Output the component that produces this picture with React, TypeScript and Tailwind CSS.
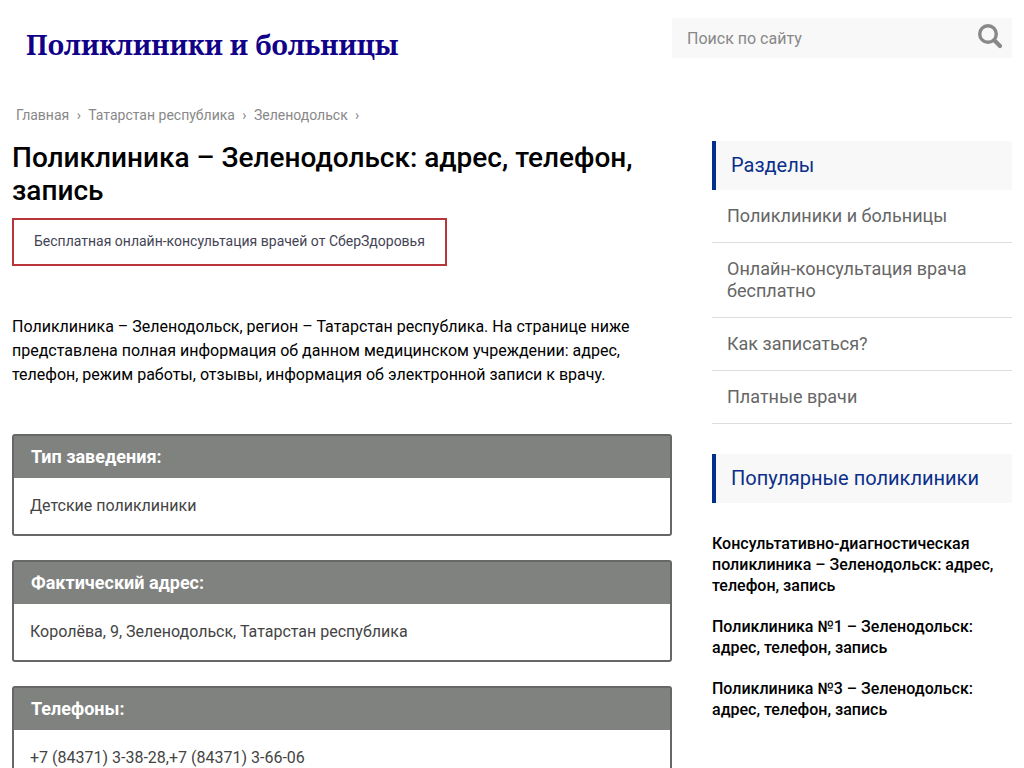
import React from "react";

const crumbs = ["Главная", "Татарстан республика", "Зеленодольск"];

const facts = [
  { title: "Тип заведения:", text: "Детские поликлиники" },
  { title: "Фактический адрес:", text: "Королёва, 9, Зеленодольск, Татарстан республика" },
  { title: "Телефоны:", text: "+7 (84371) 3-38-28,+7 (84371) 3-66-06" },
];

const sections = [
  "Поликлиники и больницы",
  "Онлайн-консультация врача бесплатно",
  "Как записаться?",
  "Платные врачи",
];

const popular = [
  "Консультативно-диагностическая поликлиника – Зеленодольск: адрес, телефон, запись",
  "Поликлиника №1 – Зеленодольск: адрес, телефон, запись",
  "Поликлиника №3 – Зеленодольск: адрес, телефон, запись",
];

function SideTitle({ children }: { children: React.ReactNode }) {
  return (
    <h2 className="border-l-4 border-[#002f8e] bg-[#f8f8f8] py-3 pl-[15px] text-xl leading-[25px] text-[#0b2f8a]">
      {children}
    </h2>
  );
}

export default function App() {
  return (
    <div className="min-h-screen bg-white px-3 font-['Roboto',sans-serif] text-black">
      <header className="flex items-start justify-between pt-[18px]">
        <a
          href="#"
          className="pt-[9px] pl-[14px] font-['Noto_Serif','PT_Serif','DejaVu_Serif',serif] text-[27px] leading-9 font-bold text-[#110088]"
        >
          Поликлиники и больницы
        </a>
        <form role="search" className="flex h-10 w-[340px] bg-[#f8f8f8]">
          <input
            type="search"
            aria-label="Поиск по сайту"
            placeholder="Поиск по сайту"
            className="min-w-0 flex-1 bg-transparent pt-0.5 pl-[15px] text-base text-[#888] outline-none placeholder:text-[#888]"
          />
          <button type="button" aria-label="Найти" className="flex w-11 items-center justify-center pb-1">
            <svg width="26" height="26" viewBox="0 0 26 26" fill="none" stroke="#888" aria-hidden="true">
              <circle cx="11" cy="11" r="8.3" strokeWidth="3.4" />
              <path d="M17.3 17.3 L23 23" strokeWidth="4.2" strokeLinecap="round" />
            </svg>
          </button>
        </form>
      </header>

      <nav aria-label="Навигация" className="mt-[41px] flex pl-1 text-sm leading-[22px] text-[#888]">
        {crumbs.map((c) => (
          <React.Fragment key={c}>
            <a href="#">{c}</a>
            <span className="w-[19px] text-center">›</span>
          </React.Fragment>
        ))}
      </nav>

      <div className="mt-[15px] flex items-start gap-10">
        <main className="min-w-0 flex-1">
          <h1 className="text-[28px] leading-[33px] font-medium">
            Поликлиника – Зеленодольск: адрес, телефон, запись
          </h1>
          <a
            href="#"
            className="mt-[11px] inline-block border-2 border-[#b8353a] px-5 pt-[10px] pb-3 text-sm leading-[22px] text-[#444455]"
          >
            Бесплатная онлайн-консультация врачей от СберЗдоровья
          </a>
          <p className="mt-[49px] text-base leading-6">
            Поликлиника – Зеленодольск, регион – Татарстан республика. На странице ниже
            представлена полная информация об данном медицинском учреждении: адрес,
            телефон, режим работы, отзывы, информация об электронной записи к врачу.
          </p>
          <div className="mt-[47px] flex flex-col gap-6">
            {facts.map((f) => (
              <section key={f.title} className="rounded-[3px] border-2 border-[#666866] bg-white">
                <h2 className="bg-[#80827f] px-[17px] py-[9px] text-lg leading-6 font-bold text-white">{f.title}</h2>
                <p className="px-4 py-4 text-base leading-6 text-[#444]">{f.text}</p>
              </section>
            ))}
          </div>
        </main>

        <aside className="w-[300px] shrink-0">
          <SideTitle>Разделы</SideTitle>
          <ul>
            {sections.map((s) => (
              <li key={s} className="border-b border-[#ddd] px-[15px] py-[15px] text-lg leading-[22px] text-[#666]">
                <a href="#">{s}</a>
              </li>
            ))}
          </ul>
          <div className="mt-[30px]">
            <SideTitle>Популярные поликлиники</SideTitle>
          </div>
          <ul className="mt-[30px] flex flex-col gap-5">
            {popular.map((p) => (
              <li key={p} className="text-base leading-[21px] font-medium">
                <a href="#">{p}</a>
              </li>
            ))}
          </ul>
        </aside>
      </div>
    </div>
  );
}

§ WHAT THE TASK REQUIRES:
Your task is to report how many lines of the material include the string "React". Give the number and no other words.

§ RESPONSE:
5